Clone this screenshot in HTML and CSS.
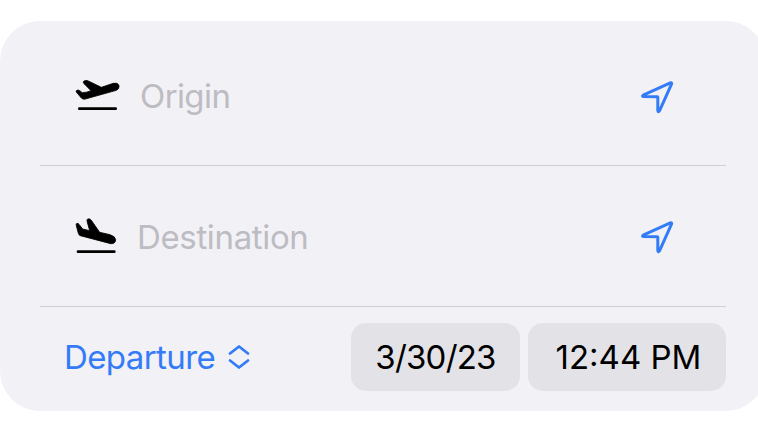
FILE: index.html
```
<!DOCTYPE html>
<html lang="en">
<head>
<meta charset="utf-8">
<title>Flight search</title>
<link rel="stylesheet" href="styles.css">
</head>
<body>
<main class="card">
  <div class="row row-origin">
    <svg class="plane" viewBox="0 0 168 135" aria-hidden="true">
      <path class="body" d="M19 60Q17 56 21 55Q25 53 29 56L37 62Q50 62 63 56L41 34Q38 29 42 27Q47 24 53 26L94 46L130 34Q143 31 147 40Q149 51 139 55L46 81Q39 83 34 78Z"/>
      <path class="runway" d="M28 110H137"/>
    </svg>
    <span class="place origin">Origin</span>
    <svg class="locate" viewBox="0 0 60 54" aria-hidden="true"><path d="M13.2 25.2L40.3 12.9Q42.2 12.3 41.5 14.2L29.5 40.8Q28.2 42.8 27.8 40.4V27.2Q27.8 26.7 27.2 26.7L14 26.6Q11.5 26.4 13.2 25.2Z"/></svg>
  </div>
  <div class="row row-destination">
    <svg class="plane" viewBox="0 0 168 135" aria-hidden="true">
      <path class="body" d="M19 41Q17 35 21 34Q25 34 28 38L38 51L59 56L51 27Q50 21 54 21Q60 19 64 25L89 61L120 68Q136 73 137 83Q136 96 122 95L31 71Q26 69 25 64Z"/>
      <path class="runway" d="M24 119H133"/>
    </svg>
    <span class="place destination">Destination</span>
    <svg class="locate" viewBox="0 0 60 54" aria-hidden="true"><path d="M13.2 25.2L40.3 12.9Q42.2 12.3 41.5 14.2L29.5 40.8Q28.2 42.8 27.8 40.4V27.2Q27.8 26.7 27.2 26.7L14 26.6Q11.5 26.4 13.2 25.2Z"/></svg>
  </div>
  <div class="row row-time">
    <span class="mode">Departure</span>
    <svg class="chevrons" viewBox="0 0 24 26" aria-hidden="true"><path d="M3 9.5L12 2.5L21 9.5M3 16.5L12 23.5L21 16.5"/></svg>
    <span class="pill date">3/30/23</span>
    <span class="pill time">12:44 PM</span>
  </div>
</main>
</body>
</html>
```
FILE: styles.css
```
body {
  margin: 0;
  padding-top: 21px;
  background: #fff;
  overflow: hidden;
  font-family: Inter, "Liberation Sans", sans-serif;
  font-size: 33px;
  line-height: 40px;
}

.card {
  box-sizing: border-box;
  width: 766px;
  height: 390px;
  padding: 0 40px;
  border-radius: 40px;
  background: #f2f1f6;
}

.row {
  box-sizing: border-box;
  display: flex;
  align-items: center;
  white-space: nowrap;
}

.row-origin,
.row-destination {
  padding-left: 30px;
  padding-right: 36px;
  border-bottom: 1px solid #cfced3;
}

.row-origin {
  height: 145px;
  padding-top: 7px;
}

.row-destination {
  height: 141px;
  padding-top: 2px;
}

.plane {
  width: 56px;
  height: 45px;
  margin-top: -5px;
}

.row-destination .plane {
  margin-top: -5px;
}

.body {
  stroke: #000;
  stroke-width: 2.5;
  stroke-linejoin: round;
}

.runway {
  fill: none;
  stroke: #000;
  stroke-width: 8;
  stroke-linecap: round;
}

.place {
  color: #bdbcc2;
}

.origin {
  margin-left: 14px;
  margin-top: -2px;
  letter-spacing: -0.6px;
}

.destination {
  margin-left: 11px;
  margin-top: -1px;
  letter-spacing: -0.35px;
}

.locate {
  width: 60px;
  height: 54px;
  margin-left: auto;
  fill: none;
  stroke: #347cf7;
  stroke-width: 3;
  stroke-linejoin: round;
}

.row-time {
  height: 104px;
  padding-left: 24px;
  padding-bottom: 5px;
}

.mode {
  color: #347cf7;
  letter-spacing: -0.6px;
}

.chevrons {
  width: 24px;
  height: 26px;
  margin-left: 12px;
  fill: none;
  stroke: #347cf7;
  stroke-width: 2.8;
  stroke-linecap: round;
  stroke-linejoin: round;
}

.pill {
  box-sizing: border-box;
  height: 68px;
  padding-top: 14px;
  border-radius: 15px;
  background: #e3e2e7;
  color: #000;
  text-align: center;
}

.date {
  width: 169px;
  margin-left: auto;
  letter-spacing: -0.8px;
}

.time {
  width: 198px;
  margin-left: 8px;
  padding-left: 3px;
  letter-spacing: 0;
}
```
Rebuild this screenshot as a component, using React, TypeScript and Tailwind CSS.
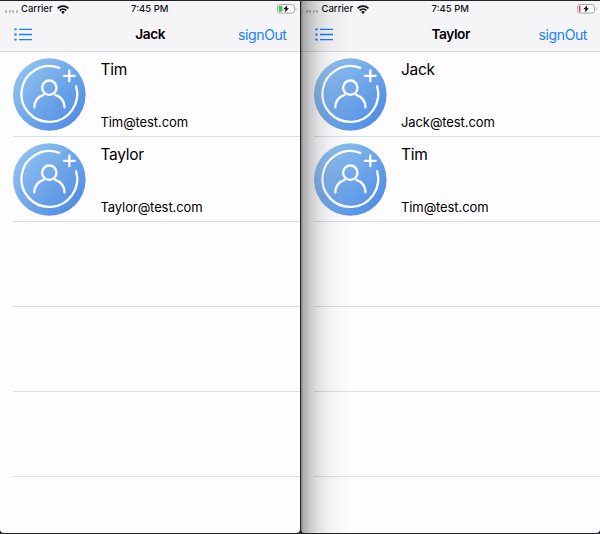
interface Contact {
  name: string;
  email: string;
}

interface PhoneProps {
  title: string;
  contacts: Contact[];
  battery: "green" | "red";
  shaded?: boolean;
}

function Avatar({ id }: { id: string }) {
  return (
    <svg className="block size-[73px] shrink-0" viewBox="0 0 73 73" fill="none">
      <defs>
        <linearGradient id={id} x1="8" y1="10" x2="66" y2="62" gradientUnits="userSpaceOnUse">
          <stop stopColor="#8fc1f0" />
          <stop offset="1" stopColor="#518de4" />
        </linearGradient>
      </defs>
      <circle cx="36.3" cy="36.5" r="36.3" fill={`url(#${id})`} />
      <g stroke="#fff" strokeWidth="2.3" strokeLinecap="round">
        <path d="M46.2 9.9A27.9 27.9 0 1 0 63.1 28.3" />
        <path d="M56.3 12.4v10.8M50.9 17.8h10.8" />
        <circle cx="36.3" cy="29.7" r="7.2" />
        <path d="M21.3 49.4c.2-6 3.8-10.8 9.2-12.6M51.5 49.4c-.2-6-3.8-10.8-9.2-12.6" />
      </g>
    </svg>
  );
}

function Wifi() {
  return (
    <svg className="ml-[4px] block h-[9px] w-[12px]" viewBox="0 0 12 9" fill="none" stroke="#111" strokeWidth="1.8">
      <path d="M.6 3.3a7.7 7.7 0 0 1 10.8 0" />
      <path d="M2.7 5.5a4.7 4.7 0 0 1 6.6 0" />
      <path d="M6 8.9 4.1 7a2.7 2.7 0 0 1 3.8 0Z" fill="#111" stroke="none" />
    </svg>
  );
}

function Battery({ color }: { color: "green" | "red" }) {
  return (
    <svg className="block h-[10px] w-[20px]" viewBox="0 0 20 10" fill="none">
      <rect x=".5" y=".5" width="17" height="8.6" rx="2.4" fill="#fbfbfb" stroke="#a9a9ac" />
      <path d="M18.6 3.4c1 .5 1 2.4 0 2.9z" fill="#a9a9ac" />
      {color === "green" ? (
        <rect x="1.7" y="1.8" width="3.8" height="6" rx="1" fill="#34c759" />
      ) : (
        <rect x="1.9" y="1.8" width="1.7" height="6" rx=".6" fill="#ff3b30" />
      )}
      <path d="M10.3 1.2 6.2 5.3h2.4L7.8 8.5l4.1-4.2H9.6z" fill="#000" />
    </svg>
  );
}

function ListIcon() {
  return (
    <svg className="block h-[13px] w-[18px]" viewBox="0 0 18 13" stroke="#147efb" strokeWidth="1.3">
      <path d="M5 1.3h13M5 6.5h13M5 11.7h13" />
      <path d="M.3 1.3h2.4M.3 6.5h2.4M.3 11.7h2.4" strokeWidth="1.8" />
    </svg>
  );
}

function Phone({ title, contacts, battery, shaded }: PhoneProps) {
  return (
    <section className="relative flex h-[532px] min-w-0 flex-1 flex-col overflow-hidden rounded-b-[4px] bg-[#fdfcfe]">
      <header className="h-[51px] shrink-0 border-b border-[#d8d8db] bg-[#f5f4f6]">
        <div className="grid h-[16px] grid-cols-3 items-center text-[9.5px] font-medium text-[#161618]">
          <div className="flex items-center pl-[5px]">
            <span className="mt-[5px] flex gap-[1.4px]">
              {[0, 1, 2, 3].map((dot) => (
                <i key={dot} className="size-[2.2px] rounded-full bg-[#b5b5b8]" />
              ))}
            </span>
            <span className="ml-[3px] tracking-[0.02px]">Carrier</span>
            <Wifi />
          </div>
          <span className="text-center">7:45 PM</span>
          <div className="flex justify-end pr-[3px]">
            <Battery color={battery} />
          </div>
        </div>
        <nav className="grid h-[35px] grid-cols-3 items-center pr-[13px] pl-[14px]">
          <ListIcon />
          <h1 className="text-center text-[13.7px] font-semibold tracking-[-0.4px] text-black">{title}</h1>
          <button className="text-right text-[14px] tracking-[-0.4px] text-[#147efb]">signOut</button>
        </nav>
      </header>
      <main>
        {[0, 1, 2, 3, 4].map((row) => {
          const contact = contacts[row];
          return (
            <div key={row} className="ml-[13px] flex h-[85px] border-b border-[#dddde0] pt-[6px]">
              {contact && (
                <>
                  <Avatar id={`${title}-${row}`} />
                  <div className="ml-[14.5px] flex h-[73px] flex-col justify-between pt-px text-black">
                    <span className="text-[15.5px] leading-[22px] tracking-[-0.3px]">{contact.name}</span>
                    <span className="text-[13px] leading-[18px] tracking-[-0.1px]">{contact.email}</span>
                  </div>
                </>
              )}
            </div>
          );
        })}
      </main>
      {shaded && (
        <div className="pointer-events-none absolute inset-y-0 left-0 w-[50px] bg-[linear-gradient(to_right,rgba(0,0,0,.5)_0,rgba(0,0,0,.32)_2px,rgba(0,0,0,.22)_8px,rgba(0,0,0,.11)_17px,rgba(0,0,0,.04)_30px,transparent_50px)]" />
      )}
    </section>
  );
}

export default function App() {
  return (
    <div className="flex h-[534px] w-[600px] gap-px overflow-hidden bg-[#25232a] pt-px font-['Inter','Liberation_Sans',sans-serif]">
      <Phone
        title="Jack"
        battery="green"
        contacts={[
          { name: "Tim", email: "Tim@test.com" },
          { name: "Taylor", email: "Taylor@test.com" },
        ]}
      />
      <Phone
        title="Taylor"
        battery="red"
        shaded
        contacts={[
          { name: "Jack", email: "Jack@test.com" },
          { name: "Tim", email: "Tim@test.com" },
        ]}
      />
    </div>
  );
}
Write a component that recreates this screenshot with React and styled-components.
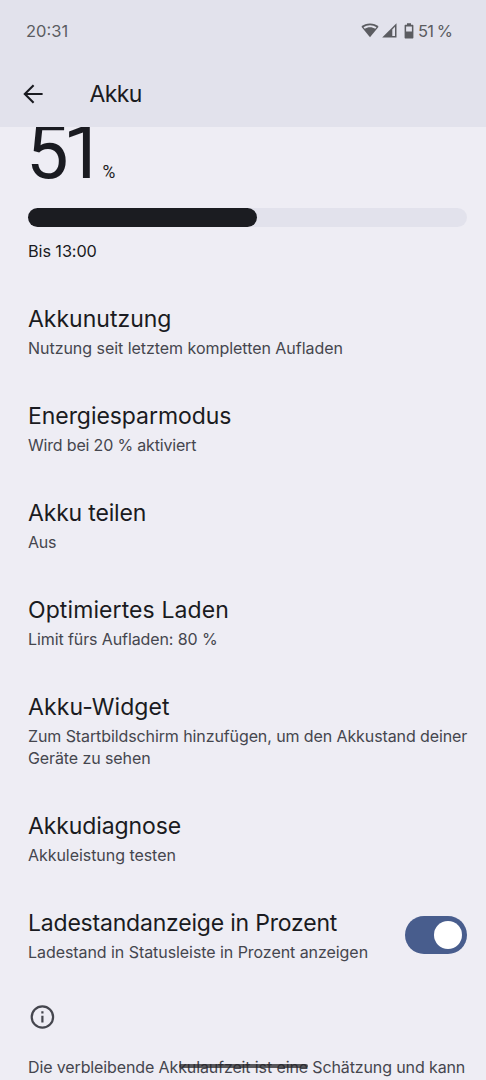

*-*-*

Pick out every line above that holds the word "component" and copy it.

FULL SOLUTION =
Rebuild this screenshot as a component, using React, TypeScript and Tailwind CSS.
Write a component that recreates this screenshot with React and styled-components.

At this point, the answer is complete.